Like I said before, not everyone will experience any or all of these side effects. Some of them are more severe and more unlikely than likely to happen, but it’s good to be as informed as possible. If you experience any of these side effects, you should talk to your doctor about it. The most important thing to remember is NEVER STOP YOUR STEROIDS ABRUPTLY!! This could lead to very serious side effects and steroids should be tapered by about 5 mg every 7-10 days. This way your adrenal glands will have time to recover and start producing more of their natural steroid hormones on their own.

How to reduce some of the side effects of steroids-

One of the most noticeable side effects of steroids is the weight gain. The first thing I noticed was my marshmallow looking face, my stomach looked like I was about 4 months pregnant and my bra’s wouldn’t fit because of the increased fat on my back. Some people also experience increased appetite which obviously can cause weight gain. While taking steroids, your cholesterol, triglyceride and blood sugar levels may increase. Therefore, it is very important to follow a healthy diet and not increase your calorie intake. I’m not one for counting calories, so don’t think that is what I’m saying…it’s important if you do experience increased appetite, try to keep your hands out of the chip and cookie bag and substitute for something healthier. I know this is easier said than done, but I have found, if I don’t have it in my house, I’m not enticed to eat it. Try and keep vegetables with hummus(not ranch) and lower sugar fruit like all types of berries around the house to snack on when the hunger pangs kick in. It’s also important to exercise not just while on steroids but especially when on steroids. Remember, steroids can cause muscle weakness as well as weaken your bones, so it’s important to stay as active as possible to help maintain strong muscles and bones! The infections that most worry doctors are kidney infections, a type of skin infection called cellulitis, urinary tract infections and pneumonia. Therefore it is important to be on the lookout for any changes in your health even if you are not running a fever. If these infections go untreated, they could enter the bloodstream and pose an even bigger threat, so it is important the you call your doctor at the first sign of illness or infection. It is also recommended not to take any vaccines that have a live virus such as FluMist, smallpox or shingles vaccine. Once again, if you feel you need these vaccines and your are on steroids, please discuss this with your doctor first.

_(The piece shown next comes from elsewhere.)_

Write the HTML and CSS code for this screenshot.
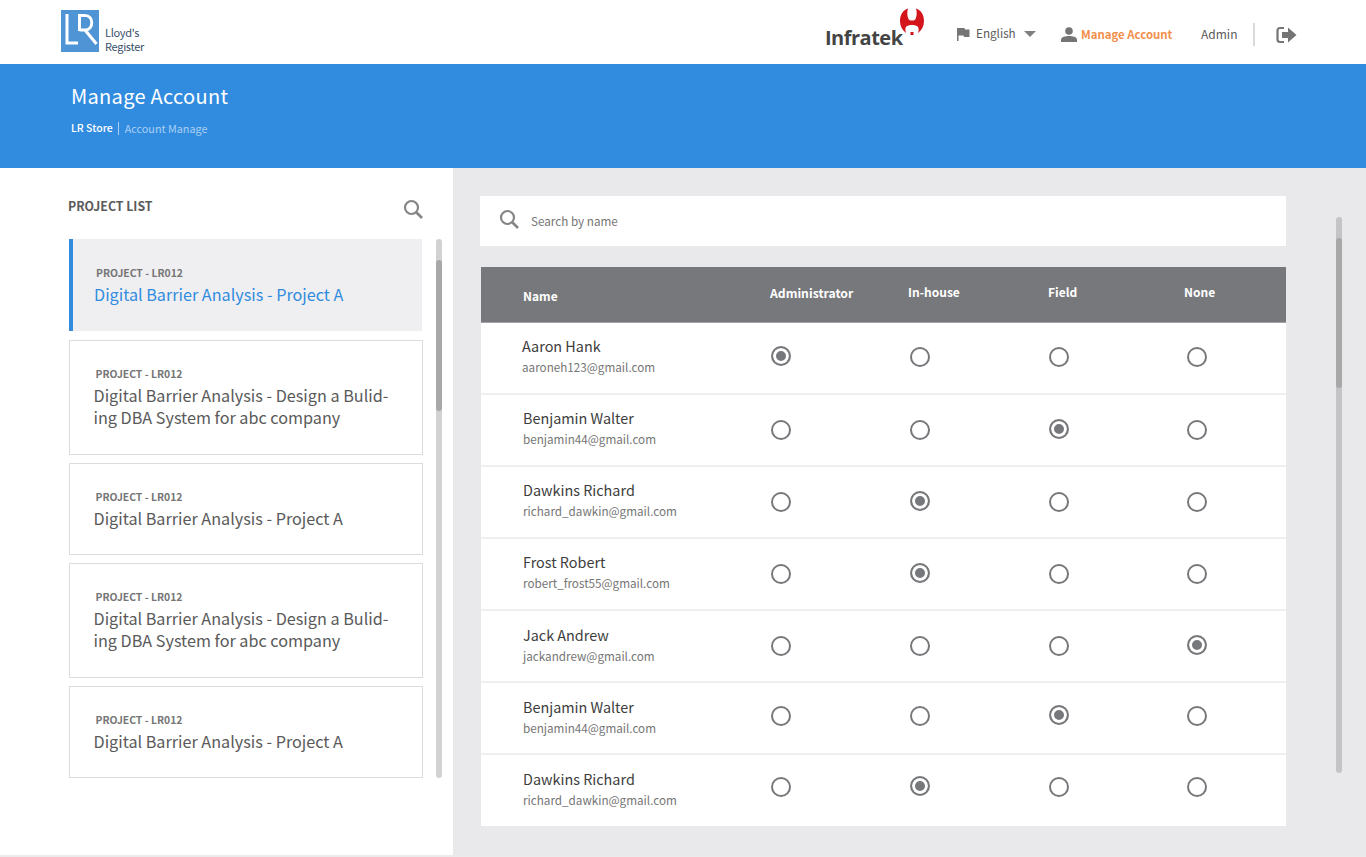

I hope you found this information helpful and understand a little better about steroids and why we have to take them. Like I said before, I call them the necessary evil because we need them to feel better but as you can see, they have some nasty side effects. I can say I have personally experienced some of these side effects and they are not any fun. The good news is, many(if not most) of these side effects go away after getting off the steroids! See….there is always light at the end of the tunnel!

I hope you have a great week and take care of yourself!!